Een documentaire als een brievenroman, geïllustreerd met archiefbeelden uit onze hoofdstad.

in Recensies
Leestijd: 2 min 40 sec
Regie: Sandra Beerends | Scenario: Sandra Beerends | Cast: Rifka Lodeizen (Rusha) en David Lucieer (Max) | Speelduur: 88 minuten | Jaar: 2024

Rusha schrijft brieven aan haar broer Max die naar Nederlands-Indië is geëmigreerd. Beiden zijn joods, afkomstig uit Amsterdam en vervuld van jonge dromen. Deze met archiefbeelden vormgegeven brievenroman vertelt het verhaal van de joodse gemeenschap in onze hoofdstad van begin jaren twintig tot, ja, zolang het verhaal van Rusha nog te vertellen valt. Sandra Beerends creëerde de personages van Rusha en Max om echte verhalen en ervaringen van toen te bundelen tot één narratief.

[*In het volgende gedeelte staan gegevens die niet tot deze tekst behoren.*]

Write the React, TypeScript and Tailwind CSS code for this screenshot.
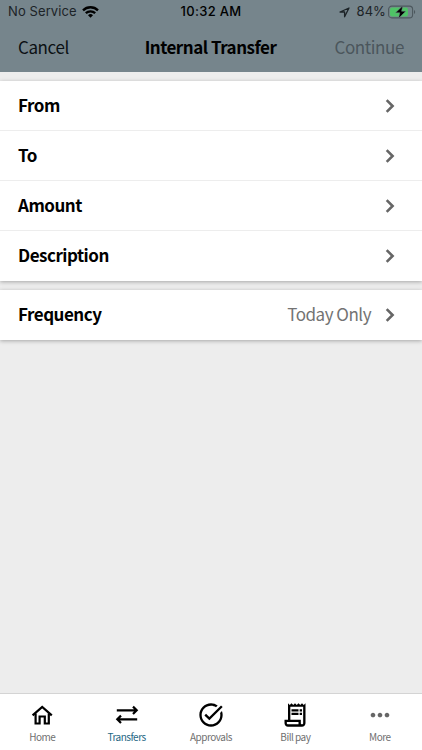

Nesjomme is een documentaire die met een fictieve verhaallijn de vorm van een film heeft gekregen. De titel is ontleend aan het Jiddische woord voor gevoel en betrokkenheid, en ook voor de ziel. Dat is wat we met een aaneenrijging van beelden van Amsterdam in deze decennia te zien krijgen: de levende ziel van een gemeenschap die langzaam steeds verder onder druk komt te staan, en aan het einde oog in oog staat met zijn eigen vernietiging.

Rusha vertelt over hoe ze haar werk in de textielfabriek kan verruilen voor een taak in ouderenzorg, hoe ze verliefd wordt en trouwt, en hoe ze een pleegkind in huis neemt. Ze gaat voor het eerst naar dierentuin Artis, ze bezoekt het Paleis van Volksvlijt - gebouwd door een joodse immigrant, en daarmee een trots voor de gemeenschap - en ziet hoe het afbrandt in 1929, en ze luistert naar de cabaretliedjes van Louis Davids. Hoe het leven van Max verloopt, horen we alleen in de reacties van Rusha.

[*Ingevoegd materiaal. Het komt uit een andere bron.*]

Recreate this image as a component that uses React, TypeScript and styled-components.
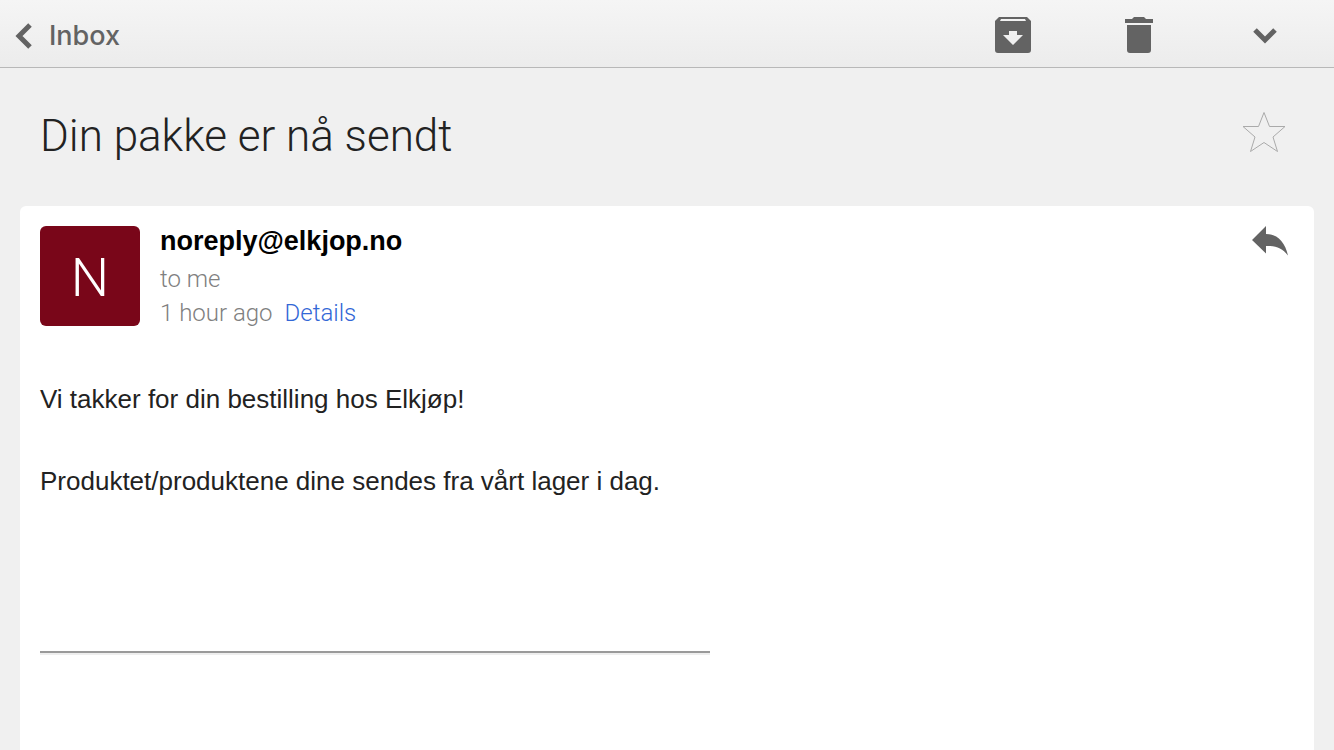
import React from "react";
import styled, { createGlobalStyle } from "styled-components";

const GlobalStyle = createGlobalStyle`
  * { box-sizing: border-box; }
  body {
    margin: 0;
    background: #f0f0f0;
    color: #222;
    font-family: "Liberation Sans", Arial, sans-serif;
  }
`;

const light = `font-family: Roboto, "Liberation Sans", sans-serif; font-weight: 300;`;

const Page = styled.div`
  display: flex;
  flex-direction: column;
  min-height: 100vh;
`;

const Toolbar = styled.header`
  display: flex;
  align-items: center;
  justify-content: space-between;
  height: 68px;
  padding: 0 39px 0 12px;
  border-bottom: 1px solid #b8b8b8;
  background: linear-gradient(#f5f5f5, #ececec);
`;

const BackLink = styled.a`
  display: flex;
  align-items: center;
  gap: 13px;
  padding-top: 4px;
  color: #636363;
  font-family: Inter, "Liberation Sans", sans-serif;
  font-size: 27px;
  line-height: 32px;
  font-weight: 500;
  text-decoration: none;
`;

const Actions = styled.nav`
  display: flex;
  gap: 66px;
  padding-top: 3px;
`;

const IconButton = styled.button`
  display: block;
  flex: none;
  padding: 0;
  border: 0;
  background: none;
  color: #636363;
  cursor: pointer;

  svg { display: block; }
`;

const Subject = styled.div`
  display: flex;
  align-items: flex-start;
  justify-content: space-between;
  height: 138px;
  padding: 40px 48px 0 40px;
`;

const Title = styled.h1`
  margin: 0;
  ${light}
  font-size: 44px;
  line-height: 56px;
`;

const Card = styled.main`
  flex: 1;
  margin: 0 20px;
  padding: 20px 20px 0;
  border-radius: 6px 6px 0 0;
  background: #fff;
`;

const Sender = styled.div`
  display: flex;
  align-items: flex-start;
  gap: 20px;
  padding-right: 4px;
`;

const Avatar = styled.div`
  display: flex;
  align-items: center;
  justify-content: center;
  width: 100px;
  height: 100px;
  padding-top: 4px;
  border-radius: 6px;
  background: #790619;
  color: #fff;
  ${light}
  font-size: 54px;
  line-height: 64px;
`;

const SenderInfo = styled.div`
  flex: 1;
  color: #808080;
  ${light}
  font-size: 24px;
  line-height: 34px;
`;

const Address = styled.h2`
  margin: 0 0 5px;
  color: #000;
  font-family: "Liberation Sans", Arial, sans-serif;
  font-size: 27px;
  line-height: 31px;
  font-weight: 700;
`;

const Line = styled.div``;

const DetailsLink = styled.a`
  margin-left: 12px;
  color: #3367d6;
  text-decoration: none;
`;

const Body = styled.div`
  padding-top: 49px;
  font-size: 26px;
  line-height: 41px;

  p { margin: 0 0 41px; }
`;

const Rule = styled.hr`
  max-width: 670px;
  height: 4px;
  margin: 149px 0 0;
  border: solid;
  border-width: 2px 0;
  border-color: #9a9a9a transparent #eee;
`;

export default function App() {
  return (
    <Page>
      <GlobalStyle />
      <Toolbar>
        <BackLink href="#inbox">
          <svg width="24" height="28" viewBox="0 0 24 28" fill="none" stroke="currentColor" strokeWidth="5" aria-hidden="true">
            <path d="M18 3 7 14 18 25" />
          </svg>
          Inbox
        </BackLink>
        <Actions>
          <IconButton aria-label="Archive">
            <svg width="60" height="40" viewBox="0 0 60 40" fill="currentColor">
              <path fillRule="evenodd" d="M16 2h28l4 4v29a3 3 0 0 1-3 3H15a3 3 0 0 1-3-3V6zM18 4l-1 2h26l-1-2zM26 16h8v4h6L30 30 20 20h6z" />
            </svg>
          </IconButton>
          <IconButton aria-label="Delete">
            <svg width="60" height="40" viewBox="0 0 60 40" fill="currentColor">
              <path d="M16 4h7l2-2h10l2 2h7v4H16zM18 10h24v25a3 3 0 0 1-3 3H21a3 3 0 0 1-3-3z" />
            </svg>
          </IconButton>
          <IconButton aria-label="More actions">
            <svg width="60" height="40" viewBox="0 0 60 40" fill="none" stroke="currentColor" strokeWidth="5">
              <path d="M20 15 30 25 40 15" />
            </svg>
          </IconButton>
        </Actions>
      </Toolbar>
      <Subject>
        <Title>Din pakke er nå sendt</Title>
        <IconButton aria-label="Star">
          <svg width="44" height="44" viewBox="0 0 44 44" fill="none" stroke="#aaa" strokeWidth="1">
            <path d="M22 4.5l5.500 14H43L31 29l4.500 14.500L22 34.500 8.500 43.500 13 29 1 18.500h15.500z" />
          </svg>
        </IconButton>
      </Subject>
      <Card>
        <Sender>
          <Avatar>N</Avatar>
          <SenderInfo>
            <Address>noreply@elkjop.no</Address>
            <Line>to me</Line>
            <Line>
              1 hour ago<DetailsLink href="#details">Details</DetailsLink>
            </Line>
          </SenderInfo>
          <IconButton aria-label="Reply">
            <svg width="40" height="30" viewBox="0 0 40 30" fill="currentColor">
              <path d="M16 0v8c11 0 19 8 22 21.500C32 22 26 19.500 16 20v7.500L2 14z" />
            </svg>
          </IconButton>
        </Sender>
        <Body>
          <p>Vi takker for din bestilling hos Elkjøp!</p>
          <p>Produktet/produktene dine sendes fra vårt lager i dag.</p>
        </Body>
        <Rule />
      </Card>
    </Page>
  );
}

Voor sommige kijkers kan het onacceptabel zijn dat een documentaire een fictieve rode draad hanteert. Maar wie bereid is daarin mee te gaan, ontdekt hoe Rusha's vertelling de archiefbeelden tot leven wekt en vice versa: de uit echte ervaringen geconstrueerde Rusha krijgt meer diepgang en waarachtigheid. Zij staat symbool voor de nesjomme van haar hele gemeenschap.

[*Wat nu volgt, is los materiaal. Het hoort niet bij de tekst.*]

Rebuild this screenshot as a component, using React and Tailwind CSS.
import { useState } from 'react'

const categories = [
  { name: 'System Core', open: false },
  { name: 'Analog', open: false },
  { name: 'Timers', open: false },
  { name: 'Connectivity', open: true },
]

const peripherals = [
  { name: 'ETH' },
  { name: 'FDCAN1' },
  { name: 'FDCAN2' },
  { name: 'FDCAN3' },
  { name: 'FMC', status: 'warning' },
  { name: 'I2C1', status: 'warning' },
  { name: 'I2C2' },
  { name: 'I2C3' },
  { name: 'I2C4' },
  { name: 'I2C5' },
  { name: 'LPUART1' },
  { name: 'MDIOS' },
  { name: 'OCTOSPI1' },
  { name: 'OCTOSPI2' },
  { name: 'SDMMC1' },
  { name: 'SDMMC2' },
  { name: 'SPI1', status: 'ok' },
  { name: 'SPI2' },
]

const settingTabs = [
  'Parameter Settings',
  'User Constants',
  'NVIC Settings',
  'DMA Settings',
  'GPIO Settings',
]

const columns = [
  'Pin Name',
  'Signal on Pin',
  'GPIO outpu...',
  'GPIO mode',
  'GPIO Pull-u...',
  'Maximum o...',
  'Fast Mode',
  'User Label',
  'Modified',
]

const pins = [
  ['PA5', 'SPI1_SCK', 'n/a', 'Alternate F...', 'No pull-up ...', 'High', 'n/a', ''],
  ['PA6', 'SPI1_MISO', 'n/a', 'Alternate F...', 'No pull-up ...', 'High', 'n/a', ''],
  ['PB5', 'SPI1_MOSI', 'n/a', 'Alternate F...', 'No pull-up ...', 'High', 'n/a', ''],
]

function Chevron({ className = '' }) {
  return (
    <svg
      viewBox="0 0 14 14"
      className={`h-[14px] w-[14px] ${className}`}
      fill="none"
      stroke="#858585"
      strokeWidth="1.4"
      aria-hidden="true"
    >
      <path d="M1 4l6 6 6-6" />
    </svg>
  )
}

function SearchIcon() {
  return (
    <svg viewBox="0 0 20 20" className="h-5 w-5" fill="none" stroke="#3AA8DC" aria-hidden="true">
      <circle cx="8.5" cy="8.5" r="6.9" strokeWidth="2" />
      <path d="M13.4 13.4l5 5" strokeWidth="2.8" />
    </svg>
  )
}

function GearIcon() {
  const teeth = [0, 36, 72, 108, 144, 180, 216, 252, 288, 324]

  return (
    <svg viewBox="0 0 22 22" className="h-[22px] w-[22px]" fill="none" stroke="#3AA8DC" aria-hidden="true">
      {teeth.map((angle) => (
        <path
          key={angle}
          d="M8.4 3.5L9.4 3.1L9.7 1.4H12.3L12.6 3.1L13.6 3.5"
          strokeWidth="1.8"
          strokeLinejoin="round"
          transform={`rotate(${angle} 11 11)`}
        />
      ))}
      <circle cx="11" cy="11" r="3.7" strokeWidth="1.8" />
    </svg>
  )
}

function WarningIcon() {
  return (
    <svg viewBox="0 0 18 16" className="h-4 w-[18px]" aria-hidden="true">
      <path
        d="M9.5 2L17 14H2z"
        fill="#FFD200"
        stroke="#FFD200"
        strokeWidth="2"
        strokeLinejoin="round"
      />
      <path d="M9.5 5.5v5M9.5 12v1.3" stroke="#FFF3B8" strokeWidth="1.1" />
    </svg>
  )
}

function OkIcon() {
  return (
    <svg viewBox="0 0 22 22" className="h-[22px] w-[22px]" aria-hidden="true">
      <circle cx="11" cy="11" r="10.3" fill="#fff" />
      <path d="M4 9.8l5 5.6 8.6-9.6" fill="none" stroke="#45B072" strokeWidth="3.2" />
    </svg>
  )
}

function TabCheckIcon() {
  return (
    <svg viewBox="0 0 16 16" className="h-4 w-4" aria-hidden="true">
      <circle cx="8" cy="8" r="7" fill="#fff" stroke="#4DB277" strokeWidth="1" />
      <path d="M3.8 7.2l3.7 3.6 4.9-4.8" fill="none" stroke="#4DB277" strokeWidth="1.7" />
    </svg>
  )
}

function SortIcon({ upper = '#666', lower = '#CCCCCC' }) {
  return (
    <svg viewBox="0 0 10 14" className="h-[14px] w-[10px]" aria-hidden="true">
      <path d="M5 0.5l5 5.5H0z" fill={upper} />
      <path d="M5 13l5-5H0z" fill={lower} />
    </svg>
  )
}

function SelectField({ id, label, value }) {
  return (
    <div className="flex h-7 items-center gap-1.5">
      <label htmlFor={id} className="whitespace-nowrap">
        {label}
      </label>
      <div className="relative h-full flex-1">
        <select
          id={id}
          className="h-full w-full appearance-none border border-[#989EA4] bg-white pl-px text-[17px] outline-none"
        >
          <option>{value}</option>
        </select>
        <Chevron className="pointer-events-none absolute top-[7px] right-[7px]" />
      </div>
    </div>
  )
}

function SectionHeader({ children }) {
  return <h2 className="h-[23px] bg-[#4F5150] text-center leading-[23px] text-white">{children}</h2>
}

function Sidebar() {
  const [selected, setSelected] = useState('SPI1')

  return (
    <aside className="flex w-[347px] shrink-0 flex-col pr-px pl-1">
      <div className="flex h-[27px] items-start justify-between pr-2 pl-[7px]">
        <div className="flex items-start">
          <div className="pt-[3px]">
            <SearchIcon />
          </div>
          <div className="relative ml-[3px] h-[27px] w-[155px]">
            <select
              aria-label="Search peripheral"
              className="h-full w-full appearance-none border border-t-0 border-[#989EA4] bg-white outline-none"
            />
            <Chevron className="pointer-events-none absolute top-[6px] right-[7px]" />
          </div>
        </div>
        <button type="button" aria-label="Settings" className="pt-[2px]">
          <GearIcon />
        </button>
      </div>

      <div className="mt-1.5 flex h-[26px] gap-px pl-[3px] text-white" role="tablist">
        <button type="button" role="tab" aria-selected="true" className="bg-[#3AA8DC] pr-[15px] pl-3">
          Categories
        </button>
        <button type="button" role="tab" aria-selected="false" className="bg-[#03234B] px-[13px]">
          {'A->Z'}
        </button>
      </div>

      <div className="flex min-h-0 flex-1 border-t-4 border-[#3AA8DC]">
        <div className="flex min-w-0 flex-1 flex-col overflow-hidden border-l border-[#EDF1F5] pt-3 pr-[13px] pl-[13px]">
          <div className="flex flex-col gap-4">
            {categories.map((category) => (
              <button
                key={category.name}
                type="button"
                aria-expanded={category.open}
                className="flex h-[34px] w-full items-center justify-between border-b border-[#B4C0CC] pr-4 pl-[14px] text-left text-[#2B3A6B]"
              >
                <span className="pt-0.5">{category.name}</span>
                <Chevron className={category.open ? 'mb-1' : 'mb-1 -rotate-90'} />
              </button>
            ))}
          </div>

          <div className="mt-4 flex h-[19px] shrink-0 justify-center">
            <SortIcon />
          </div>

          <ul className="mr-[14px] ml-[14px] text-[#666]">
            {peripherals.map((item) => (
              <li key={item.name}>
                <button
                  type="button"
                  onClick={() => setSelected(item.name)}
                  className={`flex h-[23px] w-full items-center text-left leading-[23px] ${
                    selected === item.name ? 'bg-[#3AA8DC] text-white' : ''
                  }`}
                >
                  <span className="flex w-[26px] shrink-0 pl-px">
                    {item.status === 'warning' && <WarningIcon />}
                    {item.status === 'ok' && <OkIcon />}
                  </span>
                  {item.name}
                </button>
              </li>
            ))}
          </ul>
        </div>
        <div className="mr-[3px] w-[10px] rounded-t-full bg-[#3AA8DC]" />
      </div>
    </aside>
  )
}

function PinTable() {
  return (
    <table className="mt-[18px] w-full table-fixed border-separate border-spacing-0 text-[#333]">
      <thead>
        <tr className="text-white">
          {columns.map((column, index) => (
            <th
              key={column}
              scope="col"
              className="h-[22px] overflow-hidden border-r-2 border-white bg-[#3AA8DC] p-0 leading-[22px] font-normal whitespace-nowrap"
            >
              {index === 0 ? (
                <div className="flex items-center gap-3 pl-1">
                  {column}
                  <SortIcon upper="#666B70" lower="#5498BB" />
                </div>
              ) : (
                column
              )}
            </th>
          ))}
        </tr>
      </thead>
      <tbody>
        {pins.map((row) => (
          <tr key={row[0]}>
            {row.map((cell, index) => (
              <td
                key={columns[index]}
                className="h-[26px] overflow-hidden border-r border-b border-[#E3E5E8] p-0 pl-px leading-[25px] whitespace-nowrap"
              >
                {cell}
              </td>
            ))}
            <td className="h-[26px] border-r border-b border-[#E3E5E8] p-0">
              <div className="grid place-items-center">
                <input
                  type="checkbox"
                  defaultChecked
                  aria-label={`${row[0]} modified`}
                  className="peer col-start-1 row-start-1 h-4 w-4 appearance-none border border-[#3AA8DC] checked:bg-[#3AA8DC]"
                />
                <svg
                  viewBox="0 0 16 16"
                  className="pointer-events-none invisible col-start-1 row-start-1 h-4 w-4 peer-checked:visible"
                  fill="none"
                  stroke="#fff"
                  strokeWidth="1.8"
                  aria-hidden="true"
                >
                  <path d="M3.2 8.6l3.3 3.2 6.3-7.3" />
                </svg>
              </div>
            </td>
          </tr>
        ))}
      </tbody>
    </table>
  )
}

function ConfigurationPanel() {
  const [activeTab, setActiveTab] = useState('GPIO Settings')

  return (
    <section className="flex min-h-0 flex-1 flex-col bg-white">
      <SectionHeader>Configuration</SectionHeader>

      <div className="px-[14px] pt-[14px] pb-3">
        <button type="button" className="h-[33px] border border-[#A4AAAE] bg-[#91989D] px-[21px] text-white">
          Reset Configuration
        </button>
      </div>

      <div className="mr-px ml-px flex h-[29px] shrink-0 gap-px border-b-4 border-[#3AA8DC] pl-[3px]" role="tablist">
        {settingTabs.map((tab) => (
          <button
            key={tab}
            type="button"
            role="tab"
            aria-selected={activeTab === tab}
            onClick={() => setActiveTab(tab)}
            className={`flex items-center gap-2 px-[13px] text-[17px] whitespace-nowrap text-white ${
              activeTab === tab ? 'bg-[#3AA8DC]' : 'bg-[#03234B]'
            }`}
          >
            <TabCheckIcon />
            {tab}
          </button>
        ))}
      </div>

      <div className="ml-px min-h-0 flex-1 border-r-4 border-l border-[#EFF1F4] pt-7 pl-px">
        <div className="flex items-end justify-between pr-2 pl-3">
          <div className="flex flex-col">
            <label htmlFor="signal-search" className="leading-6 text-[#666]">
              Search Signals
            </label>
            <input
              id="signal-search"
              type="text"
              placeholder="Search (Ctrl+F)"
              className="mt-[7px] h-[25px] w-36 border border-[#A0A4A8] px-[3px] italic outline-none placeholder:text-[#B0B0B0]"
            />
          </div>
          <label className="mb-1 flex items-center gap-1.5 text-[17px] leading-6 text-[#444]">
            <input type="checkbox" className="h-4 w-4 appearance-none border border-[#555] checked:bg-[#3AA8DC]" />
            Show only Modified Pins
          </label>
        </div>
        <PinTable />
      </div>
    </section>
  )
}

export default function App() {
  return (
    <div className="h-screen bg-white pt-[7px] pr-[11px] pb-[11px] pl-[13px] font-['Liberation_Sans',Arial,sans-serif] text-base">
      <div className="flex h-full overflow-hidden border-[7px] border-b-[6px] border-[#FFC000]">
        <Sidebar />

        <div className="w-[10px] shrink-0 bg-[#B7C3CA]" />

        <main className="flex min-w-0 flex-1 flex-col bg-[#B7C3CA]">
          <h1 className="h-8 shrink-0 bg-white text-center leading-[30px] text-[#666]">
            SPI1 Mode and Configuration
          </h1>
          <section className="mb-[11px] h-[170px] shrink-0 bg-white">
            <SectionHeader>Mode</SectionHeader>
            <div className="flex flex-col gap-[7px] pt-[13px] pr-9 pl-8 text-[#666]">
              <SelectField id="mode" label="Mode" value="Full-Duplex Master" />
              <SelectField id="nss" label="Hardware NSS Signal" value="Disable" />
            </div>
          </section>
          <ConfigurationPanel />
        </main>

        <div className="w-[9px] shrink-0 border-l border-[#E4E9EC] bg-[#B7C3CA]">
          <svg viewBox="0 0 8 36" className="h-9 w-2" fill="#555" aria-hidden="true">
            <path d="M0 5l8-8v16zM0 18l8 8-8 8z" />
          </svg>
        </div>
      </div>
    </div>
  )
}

Ondanks de specifieke joodse gebruiken, rituelen en het herhaaldelijke gebruik van jiddische woorden, wordt deze documentaire vooral gekenmerkt door zijn algemene menselijke inslag. Zoals het Joodse personage Shylock in Shakespeares De Koopman van Venetië het verwoordt: "Als je ons prikt, bloeden wij dan niet? Als je ons kietelt, lachen wij dan niet? Als je ons vergiftigt, sterven wij dan niet?" Door het verhaal te richten op een specifieke groep mensen, krijgt het juist een universele zeggingskracht.

In deze tijd van oplopende spanningen tussen verschillende bevolkingsgroepen is dat een belangrijke manier van verbinden. Er is veel om je in te herkennen; van de pijn van een miskraam tot de warmte van een gemeenschap die massaal de straat op gaat om een overleden weldoener te eren. Het leven, zoals we dat allemaal kennen, komt in al zijn facetten voorbij. En ook al zie je met enige historische kennis de afloop al van mijlenver aankomen, het maakt de echte mensenlevens des te invoelbaarder.

Helemaal aan het einde volgt nog een kleine epiloog, in de vorm van een brief van Max. Niet aan Rusha. En daarmee voel je niet alleen de pijn van een ziel die bijna volledig is weggevaagd, maar ook de hoop die wordt geplant voor wederopbouw. De belangrijkste boodschap is echter dat we kunnen leren van de fouten van het verleden.